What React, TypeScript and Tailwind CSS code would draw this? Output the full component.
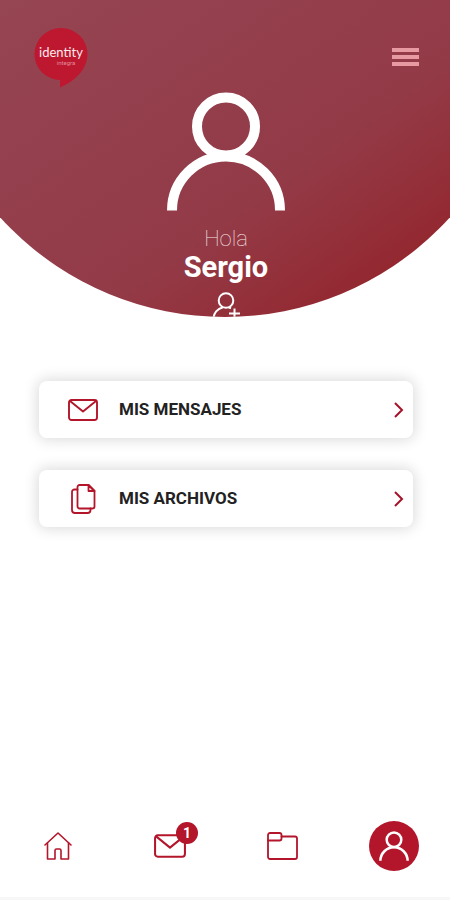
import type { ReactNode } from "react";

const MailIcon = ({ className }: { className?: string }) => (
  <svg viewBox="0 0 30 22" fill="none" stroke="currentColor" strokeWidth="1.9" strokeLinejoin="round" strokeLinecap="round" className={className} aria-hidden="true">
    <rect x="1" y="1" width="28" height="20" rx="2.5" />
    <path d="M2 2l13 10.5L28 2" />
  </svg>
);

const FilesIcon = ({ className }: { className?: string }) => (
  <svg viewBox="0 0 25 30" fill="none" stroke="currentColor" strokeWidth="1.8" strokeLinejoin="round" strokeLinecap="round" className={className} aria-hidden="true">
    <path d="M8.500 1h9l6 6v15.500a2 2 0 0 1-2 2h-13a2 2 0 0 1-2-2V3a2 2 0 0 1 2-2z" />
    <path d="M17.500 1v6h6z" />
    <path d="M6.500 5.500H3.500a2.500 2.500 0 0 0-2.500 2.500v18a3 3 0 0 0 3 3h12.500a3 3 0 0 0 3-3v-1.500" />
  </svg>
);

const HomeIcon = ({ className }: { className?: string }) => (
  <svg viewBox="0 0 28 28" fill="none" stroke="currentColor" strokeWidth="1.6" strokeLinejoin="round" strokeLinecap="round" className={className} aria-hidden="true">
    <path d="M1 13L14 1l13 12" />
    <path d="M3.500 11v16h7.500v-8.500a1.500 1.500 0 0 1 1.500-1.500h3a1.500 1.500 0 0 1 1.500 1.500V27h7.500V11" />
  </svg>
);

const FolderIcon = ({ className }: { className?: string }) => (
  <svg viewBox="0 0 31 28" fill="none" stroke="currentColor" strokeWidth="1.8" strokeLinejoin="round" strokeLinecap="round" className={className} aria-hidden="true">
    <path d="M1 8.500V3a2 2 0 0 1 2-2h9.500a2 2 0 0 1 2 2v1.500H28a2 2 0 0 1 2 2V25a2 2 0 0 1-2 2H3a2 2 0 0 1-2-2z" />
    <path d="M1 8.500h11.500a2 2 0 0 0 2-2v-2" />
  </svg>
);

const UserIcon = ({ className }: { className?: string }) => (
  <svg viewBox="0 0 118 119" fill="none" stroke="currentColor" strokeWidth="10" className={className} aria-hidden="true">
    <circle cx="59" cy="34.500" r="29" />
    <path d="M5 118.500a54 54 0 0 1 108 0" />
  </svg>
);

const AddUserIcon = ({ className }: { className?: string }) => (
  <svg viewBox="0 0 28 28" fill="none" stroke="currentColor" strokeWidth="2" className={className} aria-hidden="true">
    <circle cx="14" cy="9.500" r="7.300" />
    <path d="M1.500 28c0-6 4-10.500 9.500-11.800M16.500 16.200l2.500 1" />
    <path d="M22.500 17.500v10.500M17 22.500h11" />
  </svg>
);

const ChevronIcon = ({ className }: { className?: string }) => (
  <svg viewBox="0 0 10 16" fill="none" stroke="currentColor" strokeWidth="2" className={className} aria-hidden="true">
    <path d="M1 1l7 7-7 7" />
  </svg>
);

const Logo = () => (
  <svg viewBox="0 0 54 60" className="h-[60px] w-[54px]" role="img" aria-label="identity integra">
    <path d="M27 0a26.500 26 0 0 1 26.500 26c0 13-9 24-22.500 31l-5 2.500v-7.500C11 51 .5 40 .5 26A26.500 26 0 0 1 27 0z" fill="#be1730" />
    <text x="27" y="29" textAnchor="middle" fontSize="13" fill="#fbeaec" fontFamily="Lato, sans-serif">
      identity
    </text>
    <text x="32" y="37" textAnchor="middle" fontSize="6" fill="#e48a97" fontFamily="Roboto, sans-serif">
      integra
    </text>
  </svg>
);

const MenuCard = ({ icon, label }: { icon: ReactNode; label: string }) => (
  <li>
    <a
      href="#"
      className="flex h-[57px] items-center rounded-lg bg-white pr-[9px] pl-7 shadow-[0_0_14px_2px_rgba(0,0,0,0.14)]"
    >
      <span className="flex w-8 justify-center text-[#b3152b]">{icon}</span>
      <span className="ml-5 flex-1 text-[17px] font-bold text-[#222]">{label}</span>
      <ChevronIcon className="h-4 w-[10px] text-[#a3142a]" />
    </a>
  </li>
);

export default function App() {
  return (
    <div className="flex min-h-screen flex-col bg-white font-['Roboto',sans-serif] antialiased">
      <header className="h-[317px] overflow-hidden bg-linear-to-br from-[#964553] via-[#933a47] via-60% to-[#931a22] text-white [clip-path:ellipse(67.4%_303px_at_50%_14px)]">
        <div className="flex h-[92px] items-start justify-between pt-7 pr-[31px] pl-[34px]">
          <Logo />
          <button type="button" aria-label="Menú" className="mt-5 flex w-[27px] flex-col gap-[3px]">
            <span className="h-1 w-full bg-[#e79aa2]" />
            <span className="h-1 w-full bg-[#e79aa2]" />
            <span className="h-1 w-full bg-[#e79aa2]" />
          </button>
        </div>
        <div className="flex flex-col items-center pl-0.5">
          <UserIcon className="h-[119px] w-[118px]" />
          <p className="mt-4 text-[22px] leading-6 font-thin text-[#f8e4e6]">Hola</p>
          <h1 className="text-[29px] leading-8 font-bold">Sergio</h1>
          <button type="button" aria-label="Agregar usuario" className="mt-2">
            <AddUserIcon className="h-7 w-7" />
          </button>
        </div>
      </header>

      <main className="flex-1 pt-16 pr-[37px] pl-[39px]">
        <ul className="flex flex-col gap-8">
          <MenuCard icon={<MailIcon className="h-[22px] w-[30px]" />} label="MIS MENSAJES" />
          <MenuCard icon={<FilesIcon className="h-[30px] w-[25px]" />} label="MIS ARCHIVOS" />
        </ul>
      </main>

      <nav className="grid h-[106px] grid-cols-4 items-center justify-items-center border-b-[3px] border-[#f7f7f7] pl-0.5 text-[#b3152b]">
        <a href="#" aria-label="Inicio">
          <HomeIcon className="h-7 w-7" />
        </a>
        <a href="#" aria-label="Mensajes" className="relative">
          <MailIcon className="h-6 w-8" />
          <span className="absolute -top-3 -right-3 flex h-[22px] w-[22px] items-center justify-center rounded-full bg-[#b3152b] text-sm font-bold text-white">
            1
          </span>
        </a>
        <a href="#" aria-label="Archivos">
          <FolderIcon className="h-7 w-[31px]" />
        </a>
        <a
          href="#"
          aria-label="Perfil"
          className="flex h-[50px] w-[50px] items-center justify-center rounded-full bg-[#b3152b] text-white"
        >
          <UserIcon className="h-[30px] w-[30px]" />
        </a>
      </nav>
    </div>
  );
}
+ + + + +
**Problem statement:** Reproduce every line exactly and omit all pictures.

**The completed task:**
What React, TypeScript and Tailwind CSS code would draw this? Output the full component.
import type { ReactNode } from "react";

const MailIcon = ({ className }: { className?: string }) => (
  <svg viewBox="0 0 30 22" fill="none" stroke="currentColor" strokeWidth="1.9" strokeLinejoin="round" strokeLinecap="round" className={className} aria-hidden="true">
    <rect x="1" y="1" width="28" height="20" rx="2.5" />
    <path d="M2 2l13 10.5L28 2" />
  </svg>
);

const FilesIcon = ({ className }: { className?: string }) => (
  <svg viewBox="0 0 25 30" fill="none" stroke="currentColor" strokeWidth="1.8" strokeLinejoin="round" strokeLinecap="round" className={className} aria-hidden="true">
    <path d="M8.500 1h9l6 6v15.500a2 2 0 0 1-2 2h-13a2 2 0 0 1-2-2V3a2 2 0 0 1 2-2z" />
    <path d="M17.500 1v6h6z" />
    <path d="M6.500 5.500H3.500a2.500 2.500 0 0 0-2.500 2.500v18a3 3 0 0 0 3 3h12.500a3 3 0 0 0 3-3v-1.500" />
  </svg>
);

const HomeIcon = ({ className }: { className?: string }) => (
  <svg viewBox="0 0 28 28" fill="none" stroke="currentColor" strokeWidth="1.6" strokeLinejoin="round" strokeLinecap="round" className={className} aria-hidden="true">
    <path d="M1 13L14 1l13 12" />
    <path d="M3.500 11v16h7.500v-8.500a1.500 1.500 0 0 1 1.500-1.500h3a1.500 1.500 0 0 1 1.500 1.500V27h7.500V11" />
  </svg>
);

const FolderIcon = ({ className }: { className?: string }) => (
  <svg viewBox="0 0 31 28" fill="none" stroke="currentColor" strokeWidth="1.8" strokeLinejoin="round" strokeLinecap="round" className={className} aria-hidden="true">
    <path d="M1 8.500V3a2 2 0 0 1 2-2h9.500a2 2 0 0 1 2 2v1.500H28a2 2 0 0 1 2 2V25a2 2 0 0 1-2 2H3a2 2 0 0 1-2-2z" />
    <path d="M1 8.500h11.500a2 2 0 0 0 2-2v-2" />
  </svg>
);

const UserIcon = ({ className }: { className?: string }) => (
  <svg viewBox="0 0 118 119" fill="none" stroke="currentColor" strokeWidth="10" className={className} aria-hidden="true">
    <circle cx="59" cy="34.500" r="29" />
    <path d="M5 118.500a54 54 0 0 1 108 0" />
  </svg>
);

const AddUserIcon = ({ className }: { className?: string }) => (
  <svg viewBox="0 0 28 28" fill="none" stroke="currentColor" strokeWidth="2" className={className} aria-hidden="true">
    <circle cx="14" cy="9.500" r="7.300" />
    <path d="M1.500 28c0-6 4-10.500 9.500-11.800M16.500 16.200l2.500 1" />
    <path d="M22.500 17.500v10.500M17 22.500h11" />
  </svg>
);

const ChevronIcon = ({ className }: { className?: string }) => (
  <svg viewBox="0 0 10 16" fill="none" stroke="currentColor" strokeWidth="2" className={className} aria-hidden="true">
    <path d="M1 1l7 7-7 7" />
  </svg>
);

const Logo = () => (
  <svg viewBox="0 0 54 60" className="h-[60px] w-[54px]" role="img" aria-label="identity integra">
    <path d="M27 0a26.500 26 0 0 1 26.500 26c0 13-9 24-22.500 31l-5 2.500v-7.500C11 51 .5 40 .5 26A26.500 26 0 0 1 27 0z" fill="#be1730" />
    <text x="27" y="29" textAnchor="middle" fontSize="13" fill="#fbeaec" fontFamily="Lato, sans-serif">
      identity
    </text>
    <text x="32" y="37" textAnchor="middle" fontSize="6" fill="#e48a97" fontFamily="Roboto, sans-serif">
      integra
    </text>
  </svg>
);

const MenuCard = ({ icon, label }: { icon: ReactNode; label: string }) => (
  <li>
    <a
      href="#"
      className="flex h-[57px] items-center rounded-lg bg-white pr-[9px] pl-7 shadow-[0_0_14px_2px_rgba(0,0,0,0.14)]"
    >
      <span className="flex w-8 justify-center text-[#b3152b]">{icon}</span>
      <span className="ml-5 flex-1 text-[17px] font-bold text-[#222]">{label}</span>
      <ChevronIcon className="h-4 w-[10px] text-[#a3142a]" />
    </a>
  </li>
);

export default function App() {
  return (
    <div className="flex min-h-screen flex-col bg-white font-['Roboto',sans-serif] antialiased">
      <header className="h-[317px] overflow-hidden bg-linear-to-br from-[#964553] via-[#933a47] via-60% to-[#931a22] text-white [clip-path:ellipse(67.4%_303px_at_50%_14px)]">
        <div className="flex h-[92px] items-start justify-between pt-7 pr-[31px] pl-[34px]">
          <Logo />
          <button type="button" aria-label="Menú" className="mt-5 flex w-[27px] flex-col gap-[3px]">
            <span className="h-1 w-full bg-[#e79aa2]" />
            <span className="h-1 w-full bg-[#e79aa2]" />
            <span className="h-1 w-full bg-[#e79aa2]" />
          </button>
        </div>
        <div className="flex flex-col items-center pl-0.5">
          <UserIcon className="h-[119px] w-[118px]" />
          <p className="mt-4 text-[22px] leading-6 font-thin text-[#f8e4e6]">Hola</p>
          <h1 className="text-[29px] leading-8 font-bold">Sergio</h1>
          <button type="button" aria-label="Agregar usuario" className="mt-2">
            <AddUserIcon className="h-7 w-7" />
          </button>
        </div>
      </header>

      <main className="flex-1 pt-16 pr-[37px] pl-[39px]">
        <ul className="flex flex-col gap-8">
          <MenuCard icon={<MailIcon className="h-[22px] w-[30px]" />} label="MIS MENSAJES" />
          <MenuCard icon={<FilesIcon className="h-[30px] w-[25px]" />} label="MIS ARCHIVOS" />
        </ul>
      </main>

      <nav className="grid h-[106px] grid-cols-4 items-center justify-items-center border-b-[3px] border-[#f7f7f7] pl-0.5 text-[#b3152b]">
        <a href="#" aria-label="Inicio">
          <HomeIcon className="h-7 w-7" />
        </a>
        <a href="#" aria-label="Mensajes" className="relative">
          <MailIcon className="h-6 w-8" />
          <span className="absolute -top-3 -right-3 flex h-[22px] w-[22px] items-center justify-center rounded-full bg-[#b3152b] text-sm font-bold text-white">
            1
          </span>
        </a>
        <a href="#" aria-label="Archivos">
          <FolderIcon className="h-7 w-[31px]" />
        </a>
        <a
          href="#"
          aria-label="Perfil"
          className="flex h-[50px] w-[50px] items-center justify-center rounded-full bg-[#b3152b] text-white"
        >
          <UserIcon className="h-[30px] w-[30px]" />
        </a>
      </nav>
    </div>
  );
}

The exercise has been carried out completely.